4. Choose the Right Sourcing Model

No single model fits every retail footprint. The right approach depends on scale, geography, and asset complexity.

National providers offer consistency and control. Local partners bring speed and cost efficiency. Many organizations adopt hybrid models to balance both.

Align your sourcing strategy to how your business operates—and revisit it as you grow.

Key Takeaway: Structure should enable growth — not constrain it.

5. Align SLAs to Retail KPIs

SLAs should reflect commercial impact, not generic response metrics.

Examples:

  • P1 response ≤ 4 hours
  • HVAC uptime ≥ 99% during peak
  • PM completion ≥ 95%
  • FCR ≥ 85%
  • 100% critical issues resolved pre-open

Link SLAs to financial incentives. Require root-cause analysis for misses.

Key Takeaway: Service levels must translate into revenue protection.

6. Prioritize Vendor Depth and Continuity

Retail downtime is expensive. Vet vendors for:

  • Multi-site retail experience
  • 24/7 dispatch infrastructure
  • Trade certifications and safety record
  • Technician bench strength

Require:

  • Transition playbooks
  • Knowledge-transfer documentation
  • Key personnel continuity clauses

Key Takeaway: Stability matters as much as price.

7. Insist on Integrated Technology

Technology maturity predicts program success.

Require:

  • CMMS integration
  • Real-time dashboards
  • Mobile technician workflows
  • SLA risk alerts
  • Asset-level spend transparency

Example analytics flow:

Predictive maintenance reduces emergency spend and protects uptime.

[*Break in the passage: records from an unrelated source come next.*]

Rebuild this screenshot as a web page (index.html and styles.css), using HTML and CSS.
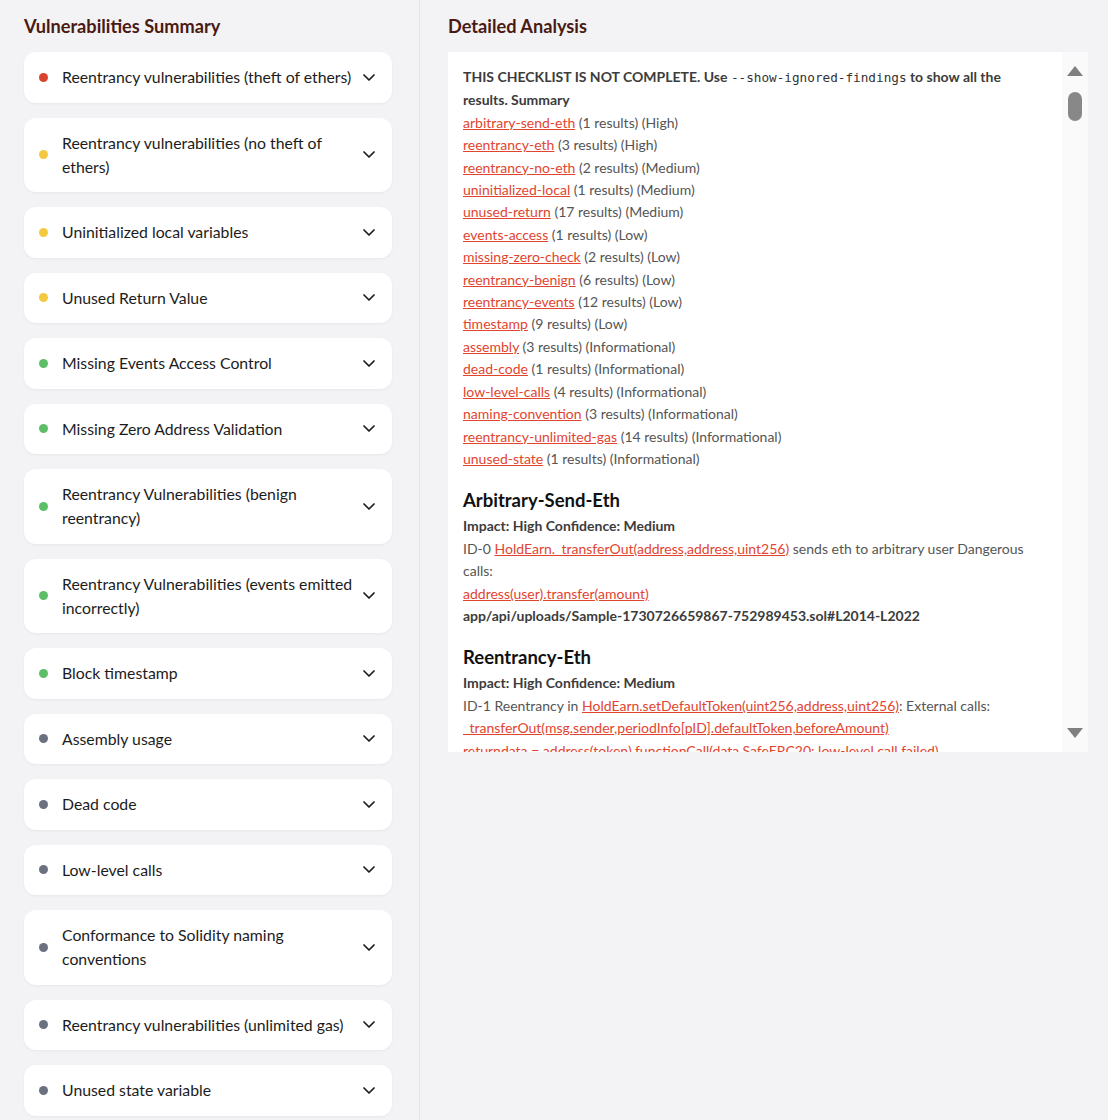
FILE: index.html
```html
<!DOCTYPE html>
<html lang="en">
<head>
<meta charset="utf-8">
<title>Analysis</title>
<link rel="stylesheet" href="styles.css">
</head>
<body>
<div class="page">
  <aside class="summary-col">
    <h2 class="col-title">Vulnerabilities Summary</h2>
    <div class="cards">
      <div class="card"><span class="dot red"></span><span class="card-text">Reentrancy vulnerabilities (theft of ethers)</span><svg class="chev" viewBox="0 0 12 7"><polyline points="1,1 6,6 11,1"/></svg></div>
      <div class="card"><span class="dot yellow"></span><span class="card-text">Reentrancy vulnerabilities (no theft of ethers)</span><svg class="chev" viewBox="0 0 12 7"><polyline points="1,1 6,6 11,1"/></svg></div>
      <div class="card"><span class="dot yellow"></span><span class="card-text">Uninitialized local variables</span><svg class="chev" viewBox="0 0 12 7"><polyline points="1,1 6,6 11,1"/></svg></div>
      <div class="card"><span class="dot yellow"></span><span class="card-text">Unused Return Value</span><svg class="chev" viewBox="0 0 12 7"><polyline points="1,1 6,6 11,1"/></svg></div>
      <div class="card"><span class="dot green"></span><span class="card-text">Missing Events Access Control</span><svg class="chev" viewBox="0 0 12 7"><polyline points="1,1 6,6 11,1"/></svg></div>
      <div class="card"><span class="dot green"></span><span class="card-text">Missing Zero Address Validation</span><svg class="chev" viewBox="0 0 12 7"><polyline points="1,1 6,6 11,1"/></svg></div>
      <div class="card"><span class="dot green"></span><span class="card-text">Reentrancy Vulnerabilities (benign reentrancy)</span><svg class="chev" viewBox="0 0 12 7"><polyline points="1,1 6,6 11,1"/></svg></div>
      <div class="card"><span class="dot green"></span><span class="card-text">Reentrancy Vulnerabilities (events emitted incorrectly)</span><svg class="chev" viewBox="0 0 12 7"><polyline points="1,1 6,6 11,1"/></svg></div>
      <div class="card"><span class="dot green"></span><span class="card-text">Block timestamp</span><svg class="chev" viewBox="0 0 12 7"><polyline points="1,1 6,6 11,1"/></svg></div>
      <div class="card"><span class="dot gray"></span><span class="card-text">Assembly usage</span><svg class="chev" viewBox="0 0 12 7"><polyline points="1,1 6,6 11,1"/></svg></div>
      <div class="card"><span class="dot gray"></span><span class="card-text">Dead code</span><svg class="chev" viewBox="0 0 12 7"><polyline points="1,1 6,6 11,1"/></svg></div>
      <div class="card"><span class="dot gray"></span><span class="card-text">Low-level calls</span><svg class="chev" viewBox="0 0 12 7"><polyline points="1,1 6,6 11,1"/></svg></div>
      <div class="card"><span class="dot gray"></span><span class="card-text">Conformance to Solidity naming conventions</span><svg class="chev" viewBox="0 0 12 7"><polyline points="1,1 6,6 11,1"/></svg></div>
      <div class="card"><span class="dot gray"></span><span class="card-text">Reentrancy vulnerabilities (unlimited gas)</span><svg class="chev" viewBox="0 0 12 7"><polyline points="1,1 6,6 11,1"/></svg></div>
      <div class="card"><span class="dot gray"></span><span class="card-text">Unused state variable</span><svg class="chev" viewBox="0 0 12 7"><polyline points="1,1 6,6 11,1"/></svg></div>
    </div>
  </aside>

  <main class="detail-col">
    <h2 class="col-title">Detailed Analysis</h2>
    <div class="panel">
      <div class="panel-body">
        <p class="intro">THIS CHECKLIST IS NOT COMPLETE. Use <code>--show-ignored-findings</code> to show all the results. Summary</p>
        <ul class="summary-list">
          <li><a href="#">arbitrary-send-eth</a> (1 results) (High)</li>
          <li><a href="#">reentrancy-eth</a> (3 results) (High)</li>
          <li><a href="#">reentrancy-no-eth</a> (2 results) (Medium)</li>
          <li><a href="#">uninitialized-local</a> (1 results) (Medium)</li>
          <li><a href="#">unused-return</a> (17 results) (Medium)</li>
          <li><a href="#">events-access</a> (1 results) (Low)</li>
          <li><a href="#">missing-zero-check</a> (2 results) (Low)</li>
          <li><a href="#">reentrancy-benign</a> (6 results) (Low)</li>
          <li><a href="#">reentrancy-events</a> (12 results) (Low)</li>
          <li><a href="#">timestamp</a> (9 results) (Low)</li>
          <li><a href="#">assembly</a> (3 results) (Informational)</li>
          <li><a href="#">dead-code</a> (1 results) (Informational)</li>
          <li><a href="#">low-level-calls</a> (4 results) (Informational)</li>
          <li><a href="#">naming-convention</a> (3 results) (Informational)</li>
          <li><a href="#">reentrancy-unlimited-gas</a> (14 results) (Informational)</li>
          <li><a href="#">unused-state</a> (1 results) (Informational)</li>
        </ul>

        <section class="finding">
          <h3>Arbitrary-Send-Eth</h3>
          <p class="impact">Impact: High Confidence: Medium</p>
          <p>ID-0 <a href="#">HoldEarn._transferOut(address,address,uint256)</a> sends eth to arbitrary user Dangerous calls:</p>
          <p><a href="#">address(user).transfer(amount)</a></p>
          <p class="path">app/api/uploads/Sample-1730726659867-752989453.sol#L2014-L2022</p>
        </section>

        <section class="finding">
          <h3>Reentrancy-Eth</h3>
          <p class="impact">Impact: High Confidence: Medium</p>
          <p>ID-1 Reentrancy in <a href="#">HoldEarn.setDefaultToken(uint256,address,uint256)</a>: External calls:</p>
          <p><a href="#">_transferOut(msg.sender,periodInfo[pID].defaultToken,beforeAmount)</a></p>
          <p><a href="#">returndata = address(token).functionCall(data,SafeERC20: low-level call failed)</a></p>
        </section>
      </div>
      <div class="scrollbar">
        <span class="arrow up"></span>
        <span class="thumb"></span>
        <span class="track-fill"></span>
        <span class="arrow down"></span>
      </div>
    </div>
  </main>
</div>
</body>
</html>
```

FILE: styles.css
```css
* { box-sizing: border-box; }

html, body {
  margin: 0;
  padding: 0;
  background: #f3f3f6;
  font-family: Lato, "Noto Sans", sans-serif;
  color: #1c1c1c;
}

.page {
  display: flex;
  height: 1120px;
  overflow: hidden;
}

.summary-col {
  width: 420px;
  flex: none;
  border-right: 1px solid #e3e3e8;
  padding: 16px 27px 0 24px;
}

.col-title {
  margin: 0 0 16px;
  font-size: 18.2px;
  line-height: 20px;
  font-weight: 700;
  color: #4a1a12;
}

.cards {
  display: flex;
  flex-direction: column;
  gap: 15px;
}

.card {
  display: flex;
  align-items: center;
  background: #fff;
  border-radius: 12px;
  padding: 13.25px 17px 13.25px 15px;
  box-shadow: 0 1px 3px rgba(20, 20, 40, 0.05);
}

.dot {
  flex: none;
  width: 9px;
  height: 9px;
  border-radius: 50%;
  margin-right: 14px;
}
.dot.red { background: #d9432e; }
.dot.yellow { background: #f4c93f; }
.dot.green { background: #5cbf68; }
.dot.gray { background: #6c717f; }

.card-text {
  flex: 1;
  font-size: 15.8px;
  line-height: 24px;
  color: #1c1c1c;
}

.chev {
  flex: none;
  width: 12px;
  height: 7px;
  margin-left: 6px;
  fill: none;
  stroke: #1c1c1c;
  stroke-width: 1.7;
  stroke-linecap: round;
  stroke-linejoin: round;
}

.detail-col {
  flex: 1;
  padding: 16px 20px 0 28px;
}

.panel {
  display: flex;
  height: 700px;
  background: #fff;
  overflow: hidden;
}

.panel-body {
  flex: 1;
  padding: 14px 27px 0 15px;
  overflow: hidden;
  font-size: 14px;
  line-height: 22.4px;
  color: #555;
}

.panel-body p {
  margin: 0;
}

.panel-body a {
  color: #e2452f;
  text-decoration: underline;
}

.intro {
  font-weight: 700;
  color: #3c3c3c;
}

.intro code {
  font-family: "DejaVu Sans Mono", "Liberation Mono", monospace;
  font-weight: 400;
  font-size: 12.7px;
  color: #333;
}

.summary-list {
  list-style: none;
  margin: 0;
  padding: 0;
}

.finding h3 {
  margin: 18px 0 3px;
  font-size: 18.5px;
  line-height: 24px;
  font-weight: 700;
  color: #111;
}

.impact,
.path {
  font-weight: 700;
  color: #3c3c3c;
}

.scrollbar {
  flex: none;
  width: 26px;
  background: #fafafa;
  display: flex;
  flex-direction: column;
  align-items: center;
  padding: 14px 0 14px;
}

.arrow {
  width: 0;
  height: 0;
  border-left: 8px solid transparent;
  border-right: 8px solid transparent;
}
.arrow.up { border-bottom: 10px solid #808080; }
.arrow.down { border-top: 10px solid #808080; }

.thumb {
  margin-top: 16px;
  width: 14px;
  height: 29px;
  border-radius: 7px;
  background: #888;
}

.track-fill { flex: 1; }
```
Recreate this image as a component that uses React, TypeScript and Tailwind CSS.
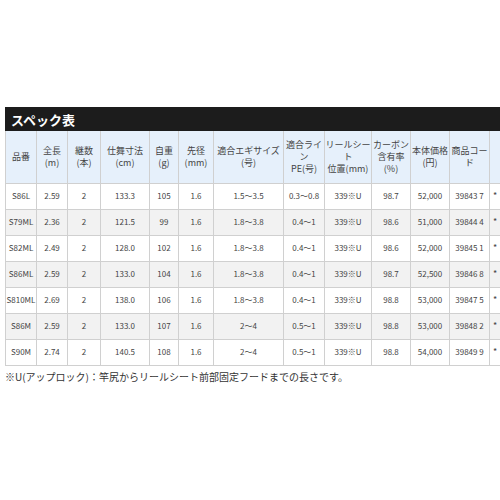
const cols = [31, 31, 33, 49, 29, 35, 70, 41, 47, 39, 39, 40, 30];

const headers: string[][] = [
  ["品番"],
  ["全長", "(m)"],
  ["継数", "(本)"],
  ["仕舞寸法", "(cm)"],
  ["自重", "(g)"],
  ["先径", "(mm)"],
  ["適合エギサイズ", "(号)"],
  ["適合ライ", "ン", "PE(号)"],
  ["リールシー", "ト", "位置(mm)"],
  ["カーボン", "含有率", "(%)"],
  ["本体価格", "(円)"],
  ["商品コー", "ド"],
  [""],
];

const rows = [
  ["S86L", "2.59", "2", "133.3", "105", "1.6", "1.5〜3.5", "0.3〜0.8", "339※U", "98.7", "52,000", "39843 7", "*"],
  ["S79ML", "2.36", "2", "121.5", "99", "1.6", "1.8〜3.8", "0.4〜1", "339※U", "98.6", "51,000", "39844 4", "*"],
  ["S82ML", "2.49", "2", "128.0", "102", "1.6", "1.8〜3.8", "0.4〜1", "339※U", "98.6", "52,000", "39845 1", "*"],
  ["S86ML", "2.59", "2", "133.0", "104", "1.6", "1.8〜3.8", "0.4〜1", "339※U", "98.7", "52,500", "39846 8", "*"],
  ["S810ML", "2.69", "2", "138.0", "106", "1.6", "1.8〜3.8", "0.4〜1", "339※U", "98.8", "53,000", "39847 5", "*"],
  ["S86M", "2.59", "2", "133.0", "107", "1.6", "2〜4", "0.5〜1", "339※U", "98.8", "53,000", "39848 2", "*"],
  ["S90M", "2.74", "2", "140.5", "108", "1.6", "2〜4", "0.5〜1", "339※U", "98.8", "54,000", "39849 9", "*"],
];

export default function App() {
  return (
    <div
      className="w-[500px] h-[500px] overflow-hidden bg-white text-[#444]"
      style={{ fontFamily: '"Noto Sans CJK JP", "Noto Sans", sans-serif' }}
    >
      <div className="pt-[107px] pl-[5px]">
        <div className="h-[24px] bg-[#1c1c1c] flex items-center pl-[6px] w-[495px]">
          <span className="text-white text-[13px] font-bold leading-none">スペック表</span>
        </div>
        <table className="table-fixed border-collapse w-[514px]">
          <colgroup>
            {cols.map((w, i) => (
              <col key={i} style={{ width: w }} />
            ))}
          </colgroup>
          <thead>
            <tr className="h-[52px] bg-[#e6f0fb]">
              {headers.map((h, i) => (
                <th
                  key={i}
                  className="border border-[#d0d0d0] border-t-0 font-normal text-[9px] leading-[12px] text-center p-0 text-[#444] whitespace-nowrap"
                >
                  {h.map((line, j) => (
                    <div key={j}>{line}</div>
                  ))}
                </th>
              ))}
            </tr>
          </thead>
          <tbody>
            {rows.map((r, i) => (
              <tr key={i} className={i % 2 === 1 ? "h-[26px] bg-[#f2f2f2]" : "h-[26px] bg-white"}>
                {r.map((c, j) => (
                  <td
                    key={j}
                    className={
                      j === 12
                        ? "border border-[#d0d0d0] text-[9px] text-left pl-[3px] p-0 whitespace-nowrap"
                        : "border border-[#d0d0d0] text-[8px] text-center p-0 whitespace-nowrap"
                    }
                  >
                    {c}
                  </td>
                ))}
              </tr>
            ))}
          </tbody>
        </table>
        <p className="text-[10px] leading-none mt-[6px] text-[#333]">
          ※U(アップロック)：竿尻からリールシート前部固定フードまでの長さです。
        </p>
      </div>
    </div>
  );
}
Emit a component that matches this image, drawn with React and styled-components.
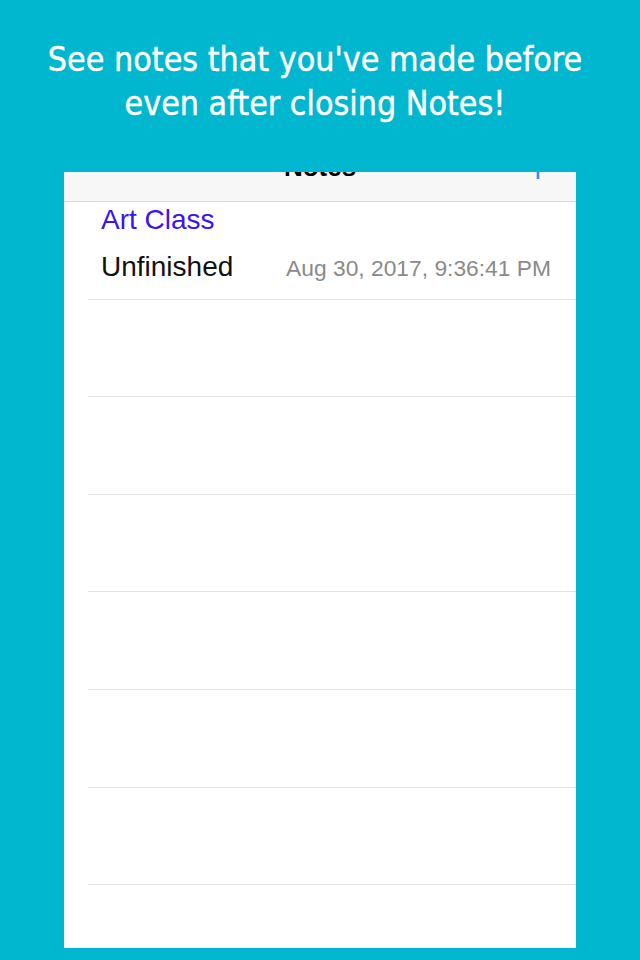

Key Takeaway: Technology transforms outsourcing from reactive to predictive.

8. Build Contracts for Scalability

Retail networks evolve. Contracts must flex.

Include:

  • Modular service catalogs
  • Volume tiers
  • Geographic expansion riders
  • Surge staffing provisions
  • Gain-share models
  • Step-in and exit rights
  • Data portability

Avoid renegotiation with every growth phase.

Key Takeaway: Agility protects cost and continuity.

9. Audit Transition Costs and Maintain Governance

Transitions require discipline.

Budget for:

  • Data cleansing
  • Asset validation
  • CMMS integration
  • Training and change management
  • Temporary performance dips

Pilot 10–15% of the network before full rollout.

Even with outsourcing, retain a lean internal team to own:

  • Data standards
  • Vendor scorecards
  • Risk reviews
  • Capital planning

Key Takeaway: Outsource execution — not accountability.

The Role of a Strategic Partner

When executed well, retail facilities outsourcing centralizes complexity, stabilizes cost, and protects uptime across multi-site environments.

A strategic partner should provide:

  • End-to-end program management
  • Trade expertise (HVAC/R, electrical, plumbing, foodservice, fuel)
  • Integrated analytics and transparency
  • Performance guarantees
  • Nationwide scale

Vixxo delivers this model through an analytics-led, outcome-based approach that aligns SLAs to retail KPIs and drives measurable gains in uptime, cost control, and customer experience across complex retail networks.

Conclusion

Retail facilities outsourcing is no longer just a cost decision. It is a performance strategy.

Programs built around outcomes, standardized KPIs, aligned SLAs, scalable contracts, and disciplined governance consistently outperform transactional models.

In today’s environment, the question isn’t whether to outsource — it’s whether your model is built to perform 

Frequently Asked Questions

What are the main benefits of retail facilities outsourcing?
Outsourcing provides scale, cost predictability, specialized trade expertise, improved compliance, and stronger uptime performance—especially across multi-site portfolios.

What is the difference between IFM and multi-vendor outsourcing?
Single-source IFM centralizes accountability under one provider. Multi-vendor models distribute trades across specialists but increase coordination complexity.

How do you measure outsourcing success?
Success is measured through uptime stability, emergency rate reduction, FCR improvement, SLA adherence, cost per store, and store satisfaction metrics.

What are common outsourcing risks?
Underestimating transition costs, poor data visibility, weak SLA alignment, and inadequate governance oversight.

How long does a retail FM transition take?
Most multi-site transitions require 90–180 days, depending on data readiness and network size.